7. The control system of claim 1, wherein the offline water wash comprises a high pressure compressor (HPC) offline water wash, wherein the compressor efficiency further comprises a high pressure compressor (HPC) adiabatic efficiency, wherein determining if the offline water wash should be executed comprises comparing a HPC efficiency difference (HPCDIF) to a first range and comparing a heat range percentage (HRPCT) to a second range, and executing the offline water wash comprises executing a HPC offline water wash.
8. A non-transitory computer-readable medium having computer executable code stored thereon, the code comprising instructions to:
receive a plurality of signals from sensors disposed in a turbine system, wherein the turbine system comprises a compressor system, the compressor system comprising a low pressure compressor (LPC), a high pressure compressor (HPC), or a combination thereof;
derive a compressor efficiency and a turbine heat rate based on the plurality of signals;
determine if an online water wash, an offline water wash, or a combination thereof, should be executed; and
if it is determined that the online water wash, the offline water wash, or the combination thereof, should be executed, then executing the online water wash, the offline water wash, or the combination thereof, wherein the online water wash comprises a low pressure compressor (LPC) online water wash, wherein the compressor efficiency comprises a low pressure compressor (LPC) adiabatic efficiency, wherein determining if the online water wash should be executed comprises comparing a LPC efficiency difference (LPCDIF) to a first range and comparing a heat range percentage (HRPCT) to a second range, and executing the online water wash comprises executing a LPC online water wash.
9. The non-transitory computer-readable medium of claim 8, comprising determining the LPCDIF by subtracting a current LPC efficiency from an addition comprising a deterioration percentage added to a LPC estimated efficiency, wherein the LPC estimated efficiency is derived by executing a statistical model of a fleet of gas turbine systems.
10. The non-transitory computer-readable medium of claim 8, wherein the online water wash further comprises a high pressure compressor (HPC) online water wash, wherein the compressor efficiency further comprises a high pressure compressor (HPC) adiabatic efficiency, wherein determining if the online water wash should be executed further comprises comparing a HPC efficiency difference (HPCDIF) to a first range and comparing a heat range percentage (HRPCT) to a second range, and executing the online water wash further comprises executing a HPC online water wash.
11. The non-transitory computer-readable medium of claim 8, wherein the offline water wash comprises a low pressure compressor (LPC) offline water wash, wherein determining if the offline water wash should be executed comprises comparing a LPC efficiency difference (LPCDIF) to a first range and comparing a beat range percentage (HRPCT) to a second range, and executing the offline water wash comprises executing a LPC offline water wash.

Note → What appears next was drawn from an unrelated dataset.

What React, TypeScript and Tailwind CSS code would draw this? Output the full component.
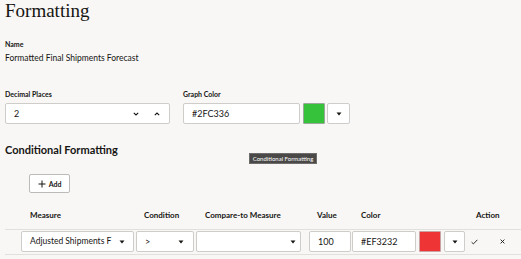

12. The non-transitory computer-readable medium of claim 8, wherein the offline water wash comprises a high pressure compressor (HPC) offline water wash, wherein the compressor efficiency further comprises a high pressure compressor (HPC) adiabatic efficiency, wherein determining if the offline water wash should be executed comprises comparing a HPC efficiency difference (HPCDIF) to a first range and comparing a heat range percentage (HRPCT) to a second range, and executing the offline water wash comprises executing a HPC offline water wash.
13. The non-transitory computer-readable medium of claim 8, comprising instructions configured to store a first set of data related to compressor efficiency before executing the online wash, the offline wash, or the combination thereof, and to store a second set of data related to compressor efficiency after executing the online wash, the offline wash, or the combination thereof.
14. A method for a gas turbine system, comprising:
receiving a plurality of signals from sensors disposed in a turbine system, wherein the turbine system comprises a compressor system, the compressor system comprising a low pressure compressor (LPC), a high pressure compressor (HPC), or a combination thereof;
deriving a compressor efficiency and a turbine heat rate based on the plurality of signals;
determining if an online water wash, an offline water wash, or a combination thereof, should be executed; and
if it is determined that the online water wash, the offline water wash, or the combination thereof, should be executed, then executing the online water wash, the offline water wash, or the combination thereof, wherein the online water wash comprises a low pressure compressor (LPC) online water wash, wherein the compressor efficiency comprises a low pressure compressor (LPC) adiabatic efficiency, wherein determining if the online water wash should be executed comprises comparing a LPC efficiency difference (LPCDIF) to a first range and comparing a heat range percentage (HRPCT) to a second range, and executing the online water wash comprises executing a LPC online water wash.
15. The method of claim 14, wherein the online water wash further comprises a high pressure compressor (HPC) online water wash, wherein the compressor efficiency further comprises a high pressure compressor (HPC) adiabatic efficiency, wherein determining if the online water wash should be executed further comprises comparing a HPC efficiency difference (HPCDIF) to a first range and comparing a heat range percentage (HRPCT) to a second range, and executing the online water wash further comprises executing a HPC online water wash.
16. The method of claim 14, wherein the offline water wash comprises a low pressure compressor (LPC) offline water wash, wherein determining if the offline water wash should be executed comprises comparing a LPC efficiency difference (LPCDIF) to a first range and comparing a heat range percentage (HRPCT) to a second range, and executing the offline water wash comprises executing a LPC offline water wash.
17. The method of claim 14, wherein the offline water wash comprises a high pressure compressor (HPC) offline water wash, wherein the compressor efficiency further comprises a high pressure compressor (HPC) adiabatic efficiency, wherein determining if the offline water wash should be executed comprises comparing a HPC efficiency difference (HPCDIF) to a first range and comparing a heat range percentage (HRPCT) to a second range, and executing the offline water wash comprises executing a HPC offline water wash.